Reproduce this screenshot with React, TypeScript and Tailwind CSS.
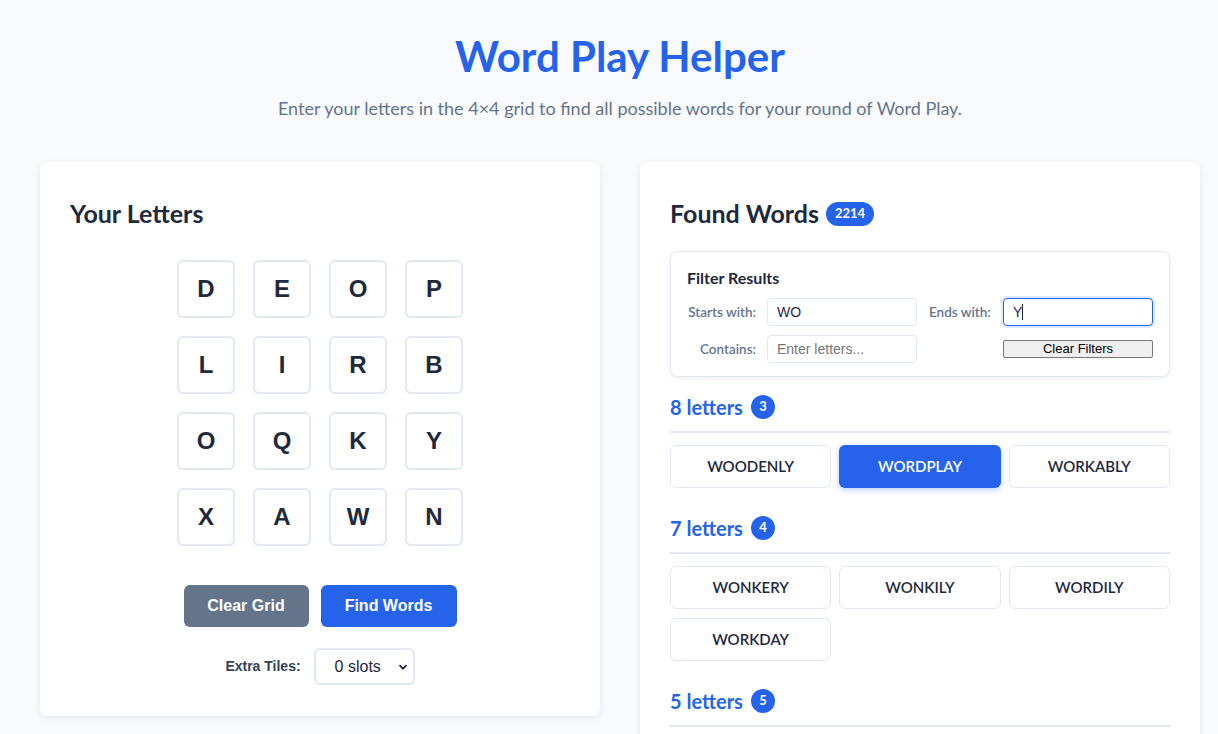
import React from "react";

const grid = [
  ["D", "E", "O", "P"],
  ["L", "I", "R", "B"],
  ["O", "Q", "K", "Y"],
  ["X", "A", "W", "N"],
];

interface WordGroup {
  length: number;
  count: number;
  words: string[];
}

const groups: WordGroup[] = [
  { length: 8, count: 3, words: ["WOODENLY", "WORDPLAY", "WORKABLY"] },
  { length: 7, count: 4, words: ["WONKERY", "WONKILY", "WORDILY", "WORKDAY"] },
  { length: 5, count: 5, words: [] },
];

const ui = { fontFamily: "Lato, 'Segoe UI', 'Open Sans', sans-serif" };
const arial = { fontFamily: "'Liberation Sans', Arial, sans-serif" };

const App: React.FC = () => {
  const selected = "WORDPLAY";

  return (
    <div className="min-h-screen bg-[#f8fafc] pl-[40px] pr-[18px] overflow-hidden" style={ui}>
      {/* Header */}
      <div className="text-center pt-[28px]">
        <h1 className="text-[42px] leading-[56px] font-bold text-[#2563eb]">Word Play Helper</h1>
        <p className="mt-[11px] text-[18px] leading-[26px] text-[#64748b]">
          Enter your letters in the 4×4 grid to find all possible words for your round of Word Play.
        </p>
      </div>

      <div className="mt-[41px] grid grid-cols-2 gap-[40px]">
        {/* Letters */}
        <div className="self-start bg-white rounded-lg shadow-[0_2px_8px_rgba(15,23,42,0.08)] px-[30px] pt-[35px] pb-[31px]">
          <h2 className="text-[25px] leading-[32px] font-bold text-[#1e293b]">Your Letters</h2>
          <div className="mt-[31px] flex justify-center">
            <div className="grid grid-cols-4 gap-[18px]">
              {grid.flat().map((l, i) => (
                <div
                  key={i}
                  className="w-[58px] h-[58px] flex items-center justify-center border-2 border-[#e2e8f0] rounded-md text-[24px] font-bold text-[#1e293b]"
                  style={arial}
                >
                  {l}
                </div>
              ))}
            </div>
          </div>
          <div className="mt-[39px] flex justify-center gap-3" style={arial}>
            <button className="w-[125px] h-[42px] rounded-md bg-[#64748b] text-white font-bold text-[16px]">
              Clear Grid
            </button>
            <button className="w-[136px] h-[42px] rounded-md bg-[#2563eb] text-white font-bold text-[16px]">
              Find Words
            </button>
          </div>
          <div className="mt-[21px] flex justify-center items-center gap-[13px]" style={arial}>
            <span className="text-[14px] font-bold text-[#334155]">Extra Tiles:</span>
            <div className="w-[101px] h-[37px] border-2 border-[#e2e8f0] rounded-md flex items-center pl-[19px] pr-[5px] text-[16px] text-[#1e293b]">
              <span className="flex-1">0 slots</span>
              <svg width="10" height="10" viewBox="0 0 10 10" className="text-[#1e293b]">
                <path d="M1.5 3.2 L5 6.7 L8.5 3.2" fill="none" stroke="currentColor" strokeWidth="1.8" />
              </svg>
            </div>
          </div>
        </div>

        {/* Found words */}
        <div className="bg-white rounded-lg shadow-[0_2px_8px_rgba(15,23,42,0.08)] px-[30px] pt-[35px] pb-[30px]">
          <div className="flex items-center gap-[7px]">
            <h2 className="text-[25px] leading-[32px] font-bold text-[#1e293b]">Found Words</h2>
            <span className="h-[24px] px-[9px] rounded-full bg-[#2563eb] text-white text-[13px] font-bold flex items-center mt-[2px]">
              2214
            </span>
          </div>

          <div className="mt-[22px] border border-[#e2e8f0] rounded-lg shadow-[0_1px_4px_rgba(15,23,42,0.08)] px-[16px] pt-[15px] pb-[13px]">
            <h3 className="text-[16px] leading-[22px] font-bold text-[#1e293b]">Filter Results</h3>
            <div className="mt-[9px] grid grid-cols-[80px_150px_86px_150px] gap-y-[9px] items-center whitespace-nowrap">
              <span className="text-[13.5px] font-semibold text-[#64748b] text-right pr-[11px]">Starts with:</span>
              <div className="h-[28px] border border-[#e2e8f0] rounded flex items-center pl-[9px] text-[14px] text-[#1e293b]" style={arial}>
                WO
              </div>
              <span className="text-[13.5px] font-semibold text-[#64748b] pl-[12px]">Ends with:</span>
              <div className="h-[28px] border border-[#2563eb] ring-2 ring-[#dbeafe] rounded flex items-center pl-[9px] text-[14px] text-[#1e293b]" style={arial}>
                Y<span className="w-px h-[16px] bg-[#1e293b]" />
              </div>
              <span className="text-[13.5px] font-semibold text-[#64748b] text-right pr-[11px]">Contains:</span>
              <div className="h-[28px] border border-[#e2e8f0] rounded flex items-center pl-[9px] text-[14px] text-[#757575]" style={arial}>
                Enter letters...
              </div>
              <span />
              <button
                className="h-[18px] border border-[#767676] rounded-[2px] bg-[#efefef] text-[13px] leading-[16px] text-black"
                style={arial}
              >
                Clear Filters
              </button>
            </div>
          </div>

          <div className="mt-[18px]">
            {groups.map((g) => (
              <div key={g.length} className="mb-[28px]">
                <div className="flex items-center gap-[8px] pb-[12px] border-b-2 border-[#e2e8f0]">
                  <span className="text-[20px] leading-[24px] font-bold text-[#2563eb]">{g.length} letters</span>
                  <span className="w-[24px] h-[24px] rounded-full bg-[#2563eb] text-white text-[13px] font-bold flex items-center justify-center">
                    {g.count}
                  </span>
                </div>
                {g.words.length > 0 && (
                  <div className="mt-[12px] grid grid-cols-3 gap-x-[8px] gap-y-[9px]">
                    {g.words.map((w) => (
                      <div
                        key={w}
                        className={
                          w === selected
                            ? "h-[43px] rounded-md bg-[#2563eb] text-white shadow-[0_2px_6px_rgba(37,99,235,0.3)] flex items-center justify-center text-[15px] font-semibold"
                            : "h-[43px] rounded-md border border-[#e2e8f0] bg-white text-[#1e293b] flex items-center justify-center text-[15px] font-semibold"
                        }
                      >
                        {w}
                      </div>
                    ))}
                  </div>
                )}
              </div>
            ))}
          </div>
        </div>
      </div>
    </div>
  );
};

export default App;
□ □ □
* **What you should do**:
Reproduce the full material exactly, excluding the pictures.

* **The result**:
Reproduce this screenshot with React, TypeScript and Tailwind CSS.
import React from "react";

const grid = [
  ["D", "E", "O", "P"],
  ["L", "I", "R", "B"],
  ["O", "Q", "K", "Y"],
  ["X", "A", "W", "N"],
];

interface WordGroup {
  length: number;
  count: number;
  words: string[];
}

const groups: WordGroup[] = [
  { length: 8, count: 3, words: ["WOODENLY", "WORDPLAY", "WORKABLY"] },
  { length: 7, count: 4, words: ["WONKERY", "WONKILY", "WORDILY", "WORKDAY"] },
  { length: 5, count: 5, words: [] },
];

const ui = { fontFamily: "Lato, 'Segoe UI', 'Open Sans', sans-serif" };
const arial = { fontFamily: "'Liberation Sans', Arial, sans-serif" };

const App: React.FC = () => {
  const selected = "WORDPLAY";

  return (
    <div className="min-h-screen bg-[#f8fafc] pl-[40px] pr-[18px] overflow-hidden" style={ui}>
      {/* Header */}
      <div className="text-center pt-[28px]">
        <h1 className="text-[42px] leading-[56px] font-bold text-[#2563eb]">Word Play Helper</h1>
        <p className="mt-[11px] text-[18px] leading-[26px] text-[#64748b]">
          Enter your letters in the 4×4 grid to find all possible words for your round of Word Play.
        </p>
      </div>

      <div className="mt-[41px] grid grid-cols-2 gap-[40px]">
        {/* Letters */}
        <div className="self-start bg-white rounded-lg shadow-[0_2px_8px_rgba(15,23,42,0.08)] px-[30px] pt-[35px] pb-[31px]">
          <h2 className="text-[25px] leading-[32px] font-bold text-[#1e293b]">Your Letters</h2>
          <div className="mt-[31px] flex justify-center">
            <div className="grid grid-cols-4 gap-[18px]">
              {grid.flat().map((l, i) => (
                <div
                  key={i}
                  className="w-[58px] h-[58px] flex items-center justify-center border-2 border-[#e2e8f0] rounded-md text-[24px] font-bold text-[#1e293b]"
                  style={arial}
                >
                  {l}
                </div>
              ))}
            </div>
          </div>
          <div className="mt-[39px] flex justify-center gap-3" style={arial}>
            <button className="w-[125px] h-[42px] rounded-md bg-[#64748b] text-white font-bold text-[16px]">
              Clear Grid
            </button>
            <button className="w-[136px] h-[42px] rounded-md bg-[#2563eb] text-white font-bold text-[16px]">
              Find Words
            </button>
          </div>
          <div className="mt-[21px] flex justify-center items-center gap-[13px]" style={arial}>
            <span className="text-[14px] font-bold text-[#334155]">Extra Tiles:</span>
            <div className="w-[101px] h-[37px] border-2 border-[#e2e8f0] rounded-md flex items-center pl-[19px] pr-[5px] text-[16px] text-[#1e293b]">
              <span className="flex-1">0 slots</span>
              <svg width="10" height="10" viewBox="0 0 10 10" className="text-[#1e293b]">
                <path d="M1.5 3.2 L5 6.7 L8.5 3.2" fill="none" stroke="currentColor" strokeWidth="1.8" />
              </svg>
            </div>
          </div>
        </div>

        {/* Found words */}
        <div className="bg-white rounded-lg shadow-[0_2px_8px_rgba(15,23,42,0.08)] px-[30px] pt-[35px] pb-[30px]">
          <div className="flex items-center gap-[7px]">
            <h2 className="text-[25px] leading-[32px] font-bold text-[#1e293b]">Found Words</h2>
            <span className="h-[24px] px-[9px] rounded-full bg-[#2563eb] text-white text-[13px] font-bold flex items-center mt-[2px]">
              2214
            </span>
          </div>

          <div className="mt-[22px] border border-[#e2e8f0] rounded-lg shadow-[0_1px_4px_rgba(15,23,42,0.08)] px-[16px] pt-[15px] pb-[13px]">
            <h3 className="text-[16px] leading-[22px] font-bold text-[#1e293b]">Filter Results</h3>
            <div className="mt-[9px] grid grid-cols-[80px_150px_86px_150px] gap-y-[9px] items-center whitespace-nowrap">
              <span className="text-[13.5px] font-semibold text-[#64748b] text-right pr-[11px]">Starts with:</span>
              <div className="h-[28px] border border-[#e2e8f0] rounded flex items-center pl-[9px] text-[14px] text-[#1e293b]" style={arial}>
                WO
              </div>
              <span className="text-[13.5px] font-semibold text-[#64748b] pl-[12px]">Ends with:</span>
              <div className="h-[28px] border border-[#2563eb] ring-2 ring-[#dbeafe] rounded flex items-center pl-[9px] text-[14px] text-[#1e293b]" style={arial}>
                Y<span className="w-px h-[16px] bg-[#1e293b]" />
              </div>
              <span className="text-[13.5px] font-semibold text-[#64748b] text-right pr-[11px]">Contains:</span>
              <div className="h-[28px] border border-[#e2e8f0] rounded flex items-center pl-[9px] text-[14px] text-[#757575]" style={arial}>
                Enter letters...
              </div>
              <span />
              <button
                className="h-[18px] border border-[#767676] rounded-[2px] bg-[#efefef] text-[13px] leading-[16px] text-black"
                style={arial}
              >
                Clear Filters
              </button>
            </div>
          </div>

          <div className="mt-[18px]">
            {groups.map((g) => (
              <div key={g.length} className="mb-[28px]">
                <div className="flex items-center gap-[8px] pb-[12px] border-b-2 border-[#e2e8f0]">
                  <span className="text-[20px] leading-[24px] font-bold text-[#2563eb]">{g.length} letters</span>
                  <span className="w-[24px] h-[24px] rounded-full bg-[#2563eb] text-white text-[13px] font-bold flex items-center justify-center">
                    {g.count}
                  </span>
                </div>
                {g.words.length > 0 && (
                  <div className="mt-[12px] grid grid-cols-3 gap-x-[8px] gap-y-[9px]">
                    {g.words.map((w) => (
                      <div
                        key={w}
                        className={
                          w === selected
                            ? "h-[43px] rounded-md bg-[#2563eb] text-white shadow-[0_2px_6px_rgba(37,99,235,0.3)] flex items-center justify-center text-[15px] font-semibold"
                            : "h-[43px] rounded-md border border-[#e2e8f0] bg-white text-[#1e293b] flex items-center justify-center text-[15px] font-semibold"
                        }
                      >
                        {w}
                      </div>
                    ))}
                  </div>
                )}
              </div>
            ))}
          </div>
        </div>
      </div>
    </div>
  );
};

export default App;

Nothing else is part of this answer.